Web page code records =
—————

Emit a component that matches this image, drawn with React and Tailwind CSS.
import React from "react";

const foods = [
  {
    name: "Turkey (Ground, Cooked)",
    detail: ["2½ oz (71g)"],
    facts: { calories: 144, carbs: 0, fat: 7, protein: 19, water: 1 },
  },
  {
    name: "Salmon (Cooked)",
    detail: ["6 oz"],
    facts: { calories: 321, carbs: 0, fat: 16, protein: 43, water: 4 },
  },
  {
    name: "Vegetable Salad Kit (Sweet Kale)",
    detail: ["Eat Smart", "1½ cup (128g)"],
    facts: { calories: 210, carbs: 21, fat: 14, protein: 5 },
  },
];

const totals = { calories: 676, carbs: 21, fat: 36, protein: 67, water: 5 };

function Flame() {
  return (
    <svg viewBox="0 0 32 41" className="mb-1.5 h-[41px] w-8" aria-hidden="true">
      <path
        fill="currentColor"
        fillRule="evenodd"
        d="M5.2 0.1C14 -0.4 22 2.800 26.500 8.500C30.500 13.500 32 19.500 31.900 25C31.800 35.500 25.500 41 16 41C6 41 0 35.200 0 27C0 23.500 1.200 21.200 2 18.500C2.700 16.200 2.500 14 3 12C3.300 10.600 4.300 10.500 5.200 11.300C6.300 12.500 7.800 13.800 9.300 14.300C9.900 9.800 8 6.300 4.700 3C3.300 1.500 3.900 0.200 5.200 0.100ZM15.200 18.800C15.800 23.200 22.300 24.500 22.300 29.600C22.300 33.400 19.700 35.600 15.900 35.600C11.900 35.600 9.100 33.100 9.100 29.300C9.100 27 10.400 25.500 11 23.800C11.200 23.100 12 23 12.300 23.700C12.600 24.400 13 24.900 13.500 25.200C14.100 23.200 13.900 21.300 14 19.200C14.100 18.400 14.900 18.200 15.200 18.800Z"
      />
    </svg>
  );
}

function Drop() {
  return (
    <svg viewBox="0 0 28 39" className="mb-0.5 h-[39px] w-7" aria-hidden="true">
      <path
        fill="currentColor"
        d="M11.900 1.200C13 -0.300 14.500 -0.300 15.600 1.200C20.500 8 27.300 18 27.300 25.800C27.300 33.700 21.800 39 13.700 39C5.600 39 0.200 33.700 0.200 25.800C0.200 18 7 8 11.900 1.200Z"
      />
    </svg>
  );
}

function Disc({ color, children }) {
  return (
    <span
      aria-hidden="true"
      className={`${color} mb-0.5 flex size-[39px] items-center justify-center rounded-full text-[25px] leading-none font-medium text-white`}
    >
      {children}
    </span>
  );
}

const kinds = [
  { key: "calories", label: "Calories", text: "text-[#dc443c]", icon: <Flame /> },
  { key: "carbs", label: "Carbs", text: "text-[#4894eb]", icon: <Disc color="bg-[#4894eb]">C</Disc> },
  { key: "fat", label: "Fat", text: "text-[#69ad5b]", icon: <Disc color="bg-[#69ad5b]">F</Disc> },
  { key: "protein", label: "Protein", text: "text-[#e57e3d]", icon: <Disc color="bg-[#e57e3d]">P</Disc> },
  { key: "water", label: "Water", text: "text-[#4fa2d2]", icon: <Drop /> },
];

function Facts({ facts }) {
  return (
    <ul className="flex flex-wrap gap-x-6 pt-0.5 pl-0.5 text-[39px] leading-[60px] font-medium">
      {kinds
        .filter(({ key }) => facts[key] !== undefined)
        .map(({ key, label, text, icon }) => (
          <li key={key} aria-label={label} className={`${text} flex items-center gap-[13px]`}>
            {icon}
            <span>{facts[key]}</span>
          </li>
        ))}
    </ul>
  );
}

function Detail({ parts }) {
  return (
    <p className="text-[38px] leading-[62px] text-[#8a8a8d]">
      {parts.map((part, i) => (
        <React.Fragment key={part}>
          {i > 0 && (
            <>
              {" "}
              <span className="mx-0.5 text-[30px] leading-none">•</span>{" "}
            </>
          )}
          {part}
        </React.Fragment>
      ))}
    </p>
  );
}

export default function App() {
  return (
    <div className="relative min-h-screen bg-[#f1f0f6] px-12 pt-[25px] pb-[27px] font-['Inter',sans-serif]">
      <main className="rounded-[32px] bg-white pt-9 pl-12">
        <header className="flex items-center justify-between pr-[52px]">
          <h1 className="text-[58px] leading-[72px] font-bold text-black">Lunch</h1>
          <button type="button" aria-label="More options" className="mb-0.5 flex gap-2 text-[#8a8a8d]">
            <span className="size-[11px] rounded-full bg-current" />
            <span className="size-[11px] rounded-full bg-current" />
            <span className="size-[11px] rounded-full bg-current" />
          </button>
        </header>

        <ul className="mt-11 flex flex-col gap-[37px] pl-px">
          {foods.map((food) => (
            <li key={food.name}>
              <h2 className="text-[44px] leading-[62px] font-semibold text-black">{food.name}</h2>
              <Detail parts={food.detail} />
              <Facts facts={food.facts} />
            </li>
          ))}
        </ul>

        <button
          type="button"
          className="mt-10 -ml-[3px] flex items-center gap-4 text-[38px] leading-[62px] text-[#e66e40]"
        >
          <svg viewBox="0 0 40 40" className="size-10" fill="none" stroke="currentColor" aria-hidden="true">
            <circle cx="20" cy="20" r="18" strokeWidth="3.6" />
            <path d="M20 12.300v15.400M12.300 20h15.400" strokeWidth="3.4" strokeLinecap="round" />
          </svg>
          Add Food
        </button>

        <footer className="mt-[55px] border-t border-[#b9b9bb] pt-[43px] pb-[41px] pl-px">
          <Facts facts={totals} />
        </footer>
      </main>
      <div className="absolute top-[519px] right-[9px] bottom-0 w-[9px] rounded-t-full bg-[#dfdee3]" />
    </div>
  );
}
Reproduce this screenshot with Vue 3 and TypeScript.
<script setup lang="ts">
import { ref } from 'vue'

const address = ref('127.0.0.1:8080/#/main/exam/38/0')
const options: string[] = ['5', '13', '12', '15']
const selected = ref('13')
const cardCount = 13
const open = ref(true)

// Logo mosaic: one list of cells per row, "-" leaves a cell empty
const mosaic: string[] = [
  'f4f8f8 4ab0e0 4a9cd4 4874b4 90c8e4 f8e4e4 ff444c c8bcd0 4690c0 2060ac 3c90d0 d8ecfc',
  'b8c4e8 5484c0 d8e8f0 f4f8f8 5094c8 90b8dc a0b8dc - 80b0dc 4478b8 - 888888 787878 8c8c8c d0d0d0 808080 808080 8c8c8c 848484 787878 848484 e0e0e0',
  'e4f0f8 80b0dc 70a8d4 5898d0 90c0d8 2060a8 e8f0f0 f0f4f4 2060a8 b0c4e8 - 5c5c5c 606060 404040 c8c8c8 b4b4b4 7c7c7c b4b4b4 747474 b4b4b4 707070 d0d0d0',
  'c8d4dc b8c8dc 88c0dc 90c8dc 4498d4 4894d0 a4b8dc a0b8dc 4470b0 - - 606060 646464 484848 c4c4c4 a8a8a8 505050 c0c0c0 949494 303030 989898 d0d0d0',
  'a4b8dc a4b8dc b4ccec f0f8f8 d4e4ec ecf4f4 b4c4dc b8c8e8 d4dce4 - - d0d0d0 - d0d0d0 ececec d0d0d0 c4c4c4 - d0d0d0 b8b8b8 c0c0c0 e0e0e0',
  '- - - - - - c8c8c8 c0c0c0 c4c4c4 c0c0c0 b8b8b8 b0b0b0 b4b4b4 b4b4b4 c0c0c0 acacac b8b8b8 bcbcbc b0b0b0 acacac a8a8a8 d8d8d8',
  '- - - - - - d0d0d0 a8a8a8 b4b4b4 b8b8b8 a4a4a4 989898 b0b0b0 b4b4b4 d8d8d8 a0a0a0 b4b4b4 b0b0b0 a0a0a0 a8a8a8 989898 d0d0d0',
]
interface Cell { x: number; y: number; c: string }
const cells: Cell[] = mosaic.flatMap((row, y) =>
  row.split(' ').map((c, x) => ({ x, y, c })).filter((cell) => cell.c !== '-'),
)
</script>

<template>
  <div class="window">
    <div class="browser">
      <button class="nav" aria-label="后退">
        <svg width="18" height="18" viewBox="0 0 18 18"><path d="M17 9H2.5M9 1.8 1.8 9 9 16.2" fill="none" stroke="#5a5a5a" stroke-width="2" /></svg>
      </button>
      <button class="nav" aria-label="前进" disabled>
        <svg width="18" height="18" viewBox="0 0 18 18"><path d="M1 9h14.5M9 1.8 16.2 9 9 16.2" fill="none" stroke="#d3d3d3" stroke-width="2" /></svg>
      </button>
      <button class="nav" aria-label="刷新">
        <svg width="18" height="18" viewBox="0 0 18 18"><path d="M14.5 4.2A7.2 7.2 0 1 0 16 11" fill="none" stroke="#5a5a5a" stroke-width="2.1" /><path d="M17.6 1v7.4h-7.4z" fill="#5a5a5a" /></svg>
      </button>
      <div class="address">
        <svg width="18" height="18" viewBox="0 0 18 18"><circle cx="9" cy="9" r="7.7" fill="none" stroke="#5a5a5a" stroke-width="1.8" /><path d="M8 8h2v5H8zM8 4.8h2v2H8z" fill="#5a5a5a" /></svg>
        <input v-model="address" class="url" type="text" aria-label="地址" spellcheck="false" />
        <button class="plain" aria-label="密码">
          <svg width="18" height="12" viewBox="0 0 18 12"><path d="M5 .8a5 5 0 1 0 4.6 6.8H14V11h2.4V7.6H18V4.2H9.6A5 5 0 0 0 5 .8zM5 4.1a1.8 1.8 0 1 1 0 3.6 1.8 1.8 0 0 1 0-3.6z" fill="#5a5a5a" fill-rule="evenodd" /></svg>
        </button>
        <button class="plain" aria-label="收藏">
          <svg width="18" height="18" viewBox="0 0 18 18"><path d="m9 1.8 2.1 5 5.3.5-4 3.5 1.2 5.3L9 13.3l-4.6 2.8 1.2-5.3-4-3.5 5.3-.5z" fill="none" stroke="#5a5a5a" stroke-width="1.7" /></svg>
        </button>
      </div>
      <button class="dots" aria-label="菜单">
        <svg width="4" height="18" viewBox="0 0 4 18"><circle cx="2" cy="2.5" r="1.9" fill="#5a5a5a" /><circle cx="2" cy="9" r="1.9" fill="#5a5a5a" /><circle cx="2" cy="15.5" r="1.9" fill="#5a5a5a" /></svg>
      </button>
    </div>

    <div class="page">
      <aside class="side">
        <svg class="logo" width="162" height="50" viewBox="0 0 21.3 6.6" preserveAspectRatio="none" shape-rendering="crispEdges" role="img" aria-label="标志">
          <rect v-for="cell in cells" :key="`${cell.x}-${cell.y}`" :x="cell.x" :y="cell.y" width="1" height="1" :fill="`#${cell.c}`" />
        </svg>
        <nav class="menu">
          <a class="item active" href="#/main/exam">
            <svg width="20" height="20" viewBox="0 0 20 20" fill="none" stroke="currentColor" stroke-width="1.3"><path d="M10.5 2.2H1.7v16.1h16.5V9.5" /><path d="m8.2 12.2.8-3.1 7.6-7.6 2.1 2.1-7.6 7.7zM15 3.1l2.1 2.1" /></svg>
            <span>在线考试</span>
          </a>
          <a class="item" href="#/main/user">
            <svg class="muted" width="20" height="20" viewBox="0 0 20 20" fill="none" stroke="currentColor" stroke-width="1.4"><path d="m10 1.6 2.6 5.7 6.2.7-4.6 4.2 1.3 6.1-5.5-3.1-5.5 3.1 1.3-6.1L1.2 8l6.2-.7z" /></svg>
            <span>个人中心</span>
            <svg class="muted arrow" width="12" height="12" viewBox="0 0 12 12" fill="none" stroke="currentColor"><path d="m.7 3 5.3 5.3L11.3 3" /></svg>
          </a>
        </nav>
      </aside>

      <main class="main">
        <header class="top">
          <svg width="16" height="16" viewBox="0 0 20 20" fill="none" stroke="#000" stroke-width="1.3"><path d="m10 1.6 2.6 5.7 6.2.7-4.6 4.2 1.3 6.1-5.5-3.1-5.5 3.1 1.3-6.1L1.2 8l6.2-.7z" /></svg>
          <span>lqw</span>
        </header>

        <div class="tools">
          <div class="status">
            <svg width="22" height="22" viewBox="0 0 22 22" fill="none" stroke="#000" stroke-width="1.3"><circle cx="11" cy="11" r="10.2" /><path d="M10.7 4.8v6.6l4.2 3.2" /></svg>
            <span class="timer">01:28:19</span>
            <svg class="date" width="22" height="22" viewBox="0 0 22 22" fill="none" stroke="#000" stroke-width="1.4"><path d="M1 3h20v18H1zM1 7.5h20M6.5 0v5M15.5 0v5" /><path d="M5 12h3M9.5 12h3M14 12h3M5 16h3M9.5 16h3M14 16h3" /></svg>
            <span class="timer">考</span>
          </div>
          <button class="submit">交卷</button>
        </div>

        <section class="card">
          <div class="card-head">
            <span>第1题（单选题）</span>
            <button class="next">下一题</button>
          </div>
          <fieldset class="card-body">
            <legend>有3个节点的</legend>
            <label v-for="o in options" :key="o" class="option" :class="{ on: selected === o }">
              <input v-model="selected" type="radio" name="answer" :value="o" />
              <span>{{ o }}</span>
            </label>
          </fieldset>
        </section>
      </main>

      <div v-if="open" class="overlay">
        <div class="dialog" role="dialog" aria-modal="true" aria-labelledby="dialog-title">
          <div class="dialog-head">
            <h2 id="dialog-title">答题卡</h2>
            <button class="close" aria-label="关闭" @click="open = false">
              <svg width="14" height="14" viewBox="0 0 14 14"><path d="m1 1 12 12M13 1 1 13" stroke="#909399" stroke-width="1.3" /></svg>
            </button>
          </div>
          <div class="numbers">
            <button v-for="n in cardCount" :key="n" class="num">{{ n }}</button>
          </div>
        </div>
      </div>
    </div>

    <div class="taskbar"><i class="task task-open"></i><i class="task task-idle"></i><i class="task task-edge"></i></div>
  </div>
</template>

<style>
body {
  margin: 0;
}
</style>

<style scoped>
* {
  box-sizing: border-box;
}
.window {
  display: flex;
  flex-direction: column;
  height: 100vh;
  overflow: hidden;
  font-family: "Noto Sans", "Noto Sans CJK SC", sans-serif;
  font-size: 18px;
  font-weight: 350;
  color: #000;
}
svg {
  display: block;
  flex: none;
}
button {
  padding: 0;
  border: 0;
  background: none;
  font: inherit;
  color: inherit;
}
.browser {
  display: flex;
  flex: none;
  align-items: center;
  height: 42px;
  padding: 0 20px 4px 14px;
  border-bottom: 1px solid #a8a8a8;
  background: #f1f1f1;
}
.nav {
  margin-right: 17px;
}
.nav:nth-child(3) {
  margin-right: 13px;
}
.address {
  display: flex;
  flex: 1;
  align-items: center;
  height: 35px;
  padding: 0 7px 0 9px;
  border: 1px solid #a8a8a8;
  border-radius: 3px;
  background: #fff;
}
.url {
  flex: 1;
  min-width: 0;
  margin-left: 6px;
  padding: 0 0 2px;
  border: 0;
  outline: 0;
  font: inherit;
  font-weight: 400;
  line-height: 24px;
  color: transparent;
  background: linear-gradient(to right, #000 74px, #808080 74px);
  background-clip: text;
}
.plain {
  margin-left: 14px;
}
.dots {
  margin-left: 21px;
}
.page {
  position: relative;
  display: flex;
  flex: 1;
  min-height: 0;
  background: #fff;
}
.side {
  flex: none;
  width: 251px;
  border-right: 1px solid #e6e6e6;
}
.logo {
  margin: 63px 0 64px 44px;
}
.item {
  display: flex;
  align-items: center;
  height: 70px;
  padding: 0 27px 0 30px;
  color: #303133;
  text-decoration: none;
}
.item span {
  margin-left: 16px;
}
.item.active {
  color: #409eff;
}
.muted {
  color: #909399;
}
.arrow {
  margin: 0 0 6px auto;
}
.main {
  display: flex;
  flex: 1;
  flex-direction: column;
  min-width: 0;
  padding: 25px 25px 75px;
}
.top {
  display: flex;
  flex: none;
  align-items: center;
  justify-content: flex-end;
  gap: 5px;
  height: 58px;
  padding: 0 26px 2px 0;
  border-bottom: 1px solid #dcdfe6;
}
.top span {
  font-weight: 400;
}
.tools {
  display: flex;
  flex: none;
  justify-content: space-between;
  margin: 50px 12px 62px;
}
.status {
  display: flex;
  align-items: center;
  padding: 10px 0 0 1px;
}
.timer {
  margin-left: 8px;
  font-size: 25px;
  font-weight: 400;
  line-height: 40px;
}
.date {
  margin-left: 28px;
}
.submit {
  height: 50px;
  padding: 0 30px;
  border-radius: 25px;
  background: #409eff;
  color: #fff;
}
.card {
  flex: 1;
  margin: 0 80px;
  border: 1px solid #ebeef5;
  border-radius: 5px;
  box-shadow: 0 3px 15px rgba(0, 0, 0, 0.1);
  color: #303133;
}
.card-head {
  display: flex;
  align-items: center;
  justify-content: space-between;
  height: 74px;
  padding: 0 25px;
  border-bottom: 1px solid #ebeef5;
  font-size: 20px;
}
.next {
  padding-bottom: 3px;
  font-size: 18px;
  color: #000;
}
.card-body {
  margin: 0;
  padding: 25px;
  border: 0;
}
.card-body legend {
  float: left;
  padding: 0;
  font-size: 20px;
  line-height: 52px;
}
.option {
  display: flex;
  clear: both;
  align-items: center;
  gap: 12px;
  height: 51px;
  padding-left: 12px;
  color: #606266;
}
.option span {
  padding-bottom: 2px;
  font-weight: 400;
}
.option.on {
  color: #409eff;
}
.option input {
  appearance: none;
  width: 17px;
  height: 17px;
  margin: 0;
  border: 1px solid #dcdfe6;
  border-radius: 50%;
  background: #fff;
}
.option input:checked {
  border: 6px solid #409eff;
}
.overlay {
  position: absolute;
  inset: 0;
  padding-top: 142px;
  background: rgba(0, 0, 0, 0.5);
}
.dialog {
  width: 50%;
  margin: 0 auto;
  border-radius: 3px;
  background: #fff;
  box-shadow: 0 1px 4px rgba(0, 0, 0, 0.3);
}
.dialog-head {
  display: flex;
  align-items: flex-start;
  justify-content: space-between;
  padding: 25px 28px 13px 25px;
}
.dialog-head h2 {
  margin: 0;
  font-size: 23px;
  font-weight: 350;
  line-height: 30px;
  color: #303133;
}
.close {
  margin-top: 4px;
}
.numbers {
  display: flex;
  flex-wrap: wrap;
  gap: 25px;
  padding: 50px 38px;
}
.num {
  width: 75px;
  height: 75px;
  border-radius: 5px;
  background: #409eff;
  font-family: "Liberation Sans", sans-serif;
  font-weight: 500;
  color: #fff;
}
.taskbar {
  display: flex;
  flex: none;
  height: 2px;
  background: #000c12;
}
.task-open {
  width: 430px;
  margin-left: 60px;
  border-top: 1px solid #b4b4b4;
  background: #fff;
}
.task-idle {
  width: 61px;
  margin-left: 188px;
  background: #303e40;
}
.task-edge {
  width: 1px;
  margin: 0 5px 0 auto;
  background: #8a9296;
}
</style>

—————

DO THIS = Write down exactly the span of lines above from the one containing "Reproduce this screenshot" to the one containing "const open = ref(true)", both ends included.

CORRECT RESPONSE =
Reproduce this screenshot with Vue 3 and TypeScript.
<script setup lang="ts">
import { ref } from 'vue'

const address = ref('127.0.0.1:8080/#/main/exam/38/0')
const options: string[] = ['5', '13', '12', '15']
const selected = ref('13')
const cardCount = 13
const open = ref(true)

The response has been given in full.